### Exercise
Return all lines with the word "that" in them.

### The records
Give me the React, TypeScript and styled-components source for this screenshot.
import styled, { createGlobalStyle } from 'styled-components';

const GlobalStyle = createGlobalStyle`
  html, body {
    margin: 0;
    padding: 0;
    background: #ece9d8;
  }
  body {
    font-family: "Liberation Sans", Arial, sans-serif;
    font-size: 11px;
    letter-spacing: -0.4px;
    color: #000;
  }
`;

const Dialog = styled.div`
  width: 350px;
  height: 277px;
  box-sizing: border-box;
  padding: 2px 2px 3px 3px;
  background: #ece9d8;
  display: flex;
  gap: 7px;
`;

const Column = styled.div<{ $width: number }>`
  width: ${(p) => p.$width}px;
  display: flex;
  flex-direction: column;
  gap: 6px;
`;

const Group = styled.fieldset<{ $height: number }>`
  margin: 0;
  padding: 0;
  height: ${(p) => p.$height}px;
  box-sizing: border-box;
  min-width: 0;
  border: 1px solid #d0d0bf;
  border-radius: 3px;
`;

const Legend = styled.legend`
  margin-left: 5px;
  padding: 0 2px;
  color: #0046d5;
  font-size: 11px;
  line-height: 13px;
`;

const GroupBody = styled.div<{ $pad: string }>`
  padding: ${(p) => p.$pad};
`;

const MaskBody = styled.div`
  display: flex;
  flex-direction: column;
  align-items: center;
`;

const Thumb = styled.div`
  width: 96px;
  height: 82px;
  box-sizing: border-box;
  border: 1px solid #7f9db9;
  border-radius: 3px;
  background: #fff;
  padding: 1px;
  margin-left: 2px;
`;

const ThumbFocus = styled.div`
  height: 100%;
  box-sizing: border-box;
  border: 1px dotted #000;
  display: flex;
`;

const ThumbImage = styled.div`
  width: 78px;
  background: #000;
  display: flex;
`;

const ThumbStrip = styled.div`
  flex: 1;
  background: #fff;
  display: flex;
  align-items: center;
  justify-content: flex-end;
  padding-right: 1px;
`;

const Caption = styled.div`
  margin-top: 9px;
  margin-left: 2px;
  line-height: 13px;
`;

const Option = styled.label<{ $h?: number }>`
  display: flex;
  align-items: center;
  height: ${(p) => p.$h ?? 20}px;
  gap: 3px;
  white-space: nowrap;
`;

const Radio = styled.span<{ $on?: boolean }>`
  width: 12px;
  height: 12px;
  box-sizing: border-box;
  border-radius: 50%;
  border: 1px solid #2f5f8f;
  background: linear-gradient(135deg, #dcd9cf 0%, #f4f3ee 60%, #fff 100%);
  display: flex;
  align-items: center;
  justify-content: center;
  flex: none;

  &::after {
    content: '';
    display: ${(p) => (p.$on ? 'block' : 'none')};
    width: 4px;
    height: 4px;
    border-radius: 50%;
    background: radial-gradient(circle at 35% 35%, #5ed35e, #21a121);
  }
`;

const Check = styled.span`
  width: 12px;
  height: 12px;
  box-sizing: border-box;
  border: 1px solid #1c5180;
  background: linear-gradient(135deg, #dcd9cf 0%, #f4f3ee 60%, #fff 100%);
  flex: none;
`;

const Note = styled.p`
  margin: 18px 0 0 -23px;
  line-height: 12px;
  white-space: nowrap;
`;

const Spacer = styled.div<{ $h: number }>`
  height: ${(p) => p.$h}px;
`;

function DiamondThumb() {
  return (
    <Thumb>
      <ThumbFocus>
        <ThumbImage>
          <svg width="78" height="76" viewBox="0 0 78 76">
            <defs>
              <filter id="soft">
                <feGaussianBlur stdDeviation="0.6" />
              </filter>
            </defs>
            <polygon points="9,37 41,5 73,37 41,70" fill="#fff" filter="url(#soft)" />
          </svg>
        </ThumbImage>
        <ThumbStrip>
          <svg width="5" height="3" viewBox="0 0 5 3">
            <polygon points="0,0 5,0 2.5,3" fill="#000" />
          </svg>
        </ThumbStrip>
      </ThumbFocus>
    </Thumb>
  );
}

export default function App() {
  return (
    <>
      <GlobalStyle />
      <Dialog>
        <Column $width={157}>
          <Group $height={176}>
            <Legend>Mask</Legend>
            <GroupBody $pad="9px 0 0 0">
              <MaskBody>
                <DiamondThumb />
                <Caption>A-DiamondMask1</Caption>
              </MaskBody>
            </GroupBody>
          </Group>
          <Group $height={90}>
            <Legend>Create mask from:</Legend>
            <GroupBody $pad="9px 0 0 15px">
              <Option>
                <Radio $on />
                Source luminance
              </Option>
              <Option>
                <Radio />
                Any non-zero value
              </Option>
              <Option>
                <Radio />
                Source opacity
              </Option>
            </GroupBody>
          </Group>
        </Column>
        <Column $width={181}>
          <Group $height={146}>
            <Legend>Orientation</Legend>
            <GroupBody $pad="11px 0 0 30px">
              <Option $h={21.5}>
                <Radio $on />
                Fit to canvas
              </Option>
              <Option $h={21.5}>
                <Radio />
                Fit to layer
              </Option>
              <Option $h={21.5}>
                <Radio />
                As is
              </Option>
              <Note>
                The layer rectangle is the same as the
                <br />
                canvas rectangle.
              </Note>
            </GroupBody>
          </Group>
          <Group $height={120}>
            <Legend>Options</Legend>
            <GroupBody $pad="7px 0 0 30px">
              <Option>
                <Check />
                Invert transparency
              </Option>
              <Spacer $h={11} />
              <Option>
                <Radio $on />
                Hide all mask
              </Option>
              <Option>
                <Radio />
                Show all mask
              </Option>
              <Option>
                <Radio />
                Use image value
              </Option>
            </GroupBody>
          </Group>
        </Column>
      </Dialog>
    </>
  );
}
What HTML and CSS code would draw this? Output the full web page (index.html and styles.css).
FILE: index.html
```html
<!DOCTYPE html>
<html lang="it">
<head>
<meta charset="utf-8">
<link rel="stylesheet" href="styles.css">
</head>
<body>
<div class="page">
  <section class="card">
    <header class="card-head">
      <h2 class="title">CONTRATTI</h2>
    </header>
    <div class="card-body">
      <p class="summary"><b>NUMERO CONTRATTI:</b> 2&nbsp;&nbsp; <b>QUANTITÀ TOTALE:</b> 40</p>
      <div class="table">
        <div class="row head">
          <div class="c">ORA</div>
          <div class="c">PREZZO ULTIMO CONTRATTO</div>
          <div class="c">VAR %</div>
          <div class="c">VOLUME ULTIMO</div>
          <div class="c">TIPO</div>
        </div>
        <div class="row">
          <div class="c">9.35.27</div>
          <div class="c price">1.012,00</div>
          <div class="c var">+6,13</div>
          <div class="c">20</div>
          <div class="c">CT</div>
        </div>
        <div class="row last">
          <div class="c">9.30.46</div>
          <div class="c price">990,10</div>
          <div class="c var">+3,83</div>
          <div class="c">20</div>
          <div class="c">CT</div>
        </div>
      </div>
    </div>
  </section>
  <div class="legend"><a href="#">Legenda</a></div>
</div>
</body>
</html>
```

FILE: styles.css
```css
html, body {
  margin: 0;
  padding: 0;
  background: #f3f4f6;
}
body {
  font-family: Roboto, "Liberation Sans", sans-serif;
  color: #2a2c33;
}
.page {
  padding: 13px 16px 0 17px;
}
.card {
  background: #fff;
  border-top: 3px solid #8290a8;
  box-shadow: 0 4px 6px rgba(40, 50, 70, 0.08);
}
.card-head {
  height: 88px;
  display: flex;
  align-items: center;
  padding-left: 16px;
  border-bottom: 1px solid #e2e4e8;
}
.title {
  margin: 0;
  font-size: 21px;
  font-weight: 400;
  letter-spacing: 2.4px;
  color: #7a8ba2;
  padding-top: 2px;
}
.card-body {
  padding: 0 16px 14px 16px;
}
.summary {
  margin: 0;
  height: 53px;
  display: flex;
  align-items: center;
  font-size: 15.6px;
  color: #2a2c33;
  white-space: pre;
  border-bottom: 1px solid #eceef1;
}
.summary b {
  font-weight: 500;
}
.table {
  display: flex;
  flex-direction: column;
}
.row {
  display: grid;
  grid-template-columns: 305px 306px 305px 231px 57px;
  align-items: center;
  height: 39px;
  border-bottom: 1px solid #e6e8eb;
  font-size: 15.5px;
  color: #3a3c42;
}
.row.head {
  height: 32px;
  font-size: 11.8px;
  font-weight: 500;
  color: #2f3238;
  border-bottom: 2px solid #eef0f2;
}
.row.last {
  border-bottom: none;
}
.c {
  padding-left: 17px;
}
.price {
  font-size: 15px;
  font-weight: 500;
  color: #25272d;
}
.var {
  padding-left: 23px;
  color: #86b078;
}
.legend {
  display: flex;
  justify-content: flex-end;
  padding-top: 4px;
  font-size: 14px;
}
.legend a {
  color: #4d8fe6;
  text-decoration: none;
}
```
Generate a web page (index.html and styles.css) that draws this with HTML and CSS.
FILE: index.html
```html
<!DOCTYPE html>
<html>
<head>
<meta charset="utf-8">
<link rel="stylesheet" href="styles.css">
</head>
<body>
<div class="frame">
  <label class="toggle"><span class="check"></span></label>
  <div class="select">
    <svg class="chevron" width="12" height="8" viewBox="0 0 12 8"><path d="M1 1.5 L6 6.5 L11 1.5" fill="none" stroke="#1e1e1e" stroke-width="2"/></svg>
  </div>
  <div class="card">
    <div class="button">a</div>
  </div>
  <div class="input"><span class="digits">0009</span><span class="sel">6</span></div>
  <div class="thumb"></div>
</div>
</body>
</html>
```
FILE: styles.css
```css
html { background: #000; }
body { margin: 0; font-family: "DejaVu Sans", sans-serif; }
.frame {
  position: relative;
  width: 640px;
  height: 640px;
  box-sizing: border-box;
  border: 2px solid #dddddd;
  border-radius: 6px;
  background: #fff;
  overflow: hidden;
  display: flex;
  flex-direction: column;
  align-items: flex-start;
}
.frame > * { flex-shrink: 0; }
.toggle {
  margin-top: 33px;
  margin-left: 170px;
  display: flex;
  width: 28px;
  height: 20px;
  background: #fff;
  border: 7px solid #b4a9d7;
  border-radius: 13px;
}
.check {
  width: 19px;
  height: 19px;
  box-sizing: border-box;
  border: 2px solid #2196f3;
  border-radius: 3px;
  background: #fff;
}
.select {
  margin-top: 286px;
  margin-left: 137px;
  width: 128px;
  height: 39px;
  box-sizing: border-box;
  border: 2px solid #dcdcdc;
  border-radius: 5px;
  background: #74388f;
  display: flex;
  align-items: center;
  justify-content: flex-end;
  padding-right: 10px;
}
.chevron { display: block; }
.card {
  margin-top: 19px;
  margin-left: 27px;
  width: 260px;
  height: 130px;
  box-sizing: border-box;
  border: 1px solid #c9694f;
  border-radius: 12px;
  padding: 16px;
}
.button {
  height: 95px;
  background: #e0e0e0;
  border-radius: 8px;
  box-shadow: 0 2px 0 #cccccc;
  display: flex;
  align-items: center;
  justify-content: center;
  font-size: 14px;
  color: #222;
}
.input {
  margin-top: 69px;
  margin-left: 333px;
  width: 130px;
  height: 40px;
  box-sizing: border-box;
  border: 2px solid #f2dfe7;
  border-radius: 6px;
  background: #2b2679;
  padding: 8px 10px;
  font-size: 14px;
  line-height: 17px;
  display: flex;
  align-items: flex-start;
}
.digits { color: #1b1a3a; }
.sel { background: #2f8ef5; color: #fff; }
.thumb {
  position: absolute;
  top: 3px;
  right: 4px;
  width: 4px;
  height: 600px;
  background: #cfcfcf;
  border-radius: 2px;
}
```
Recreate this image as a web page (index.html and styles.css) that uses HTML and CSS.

### Reply
Generate a web page (index.html and styles.css) that draws this with HTML and CSS.
Recreate this image as a web page (index.html and styles.css) that uses HTML and CSS.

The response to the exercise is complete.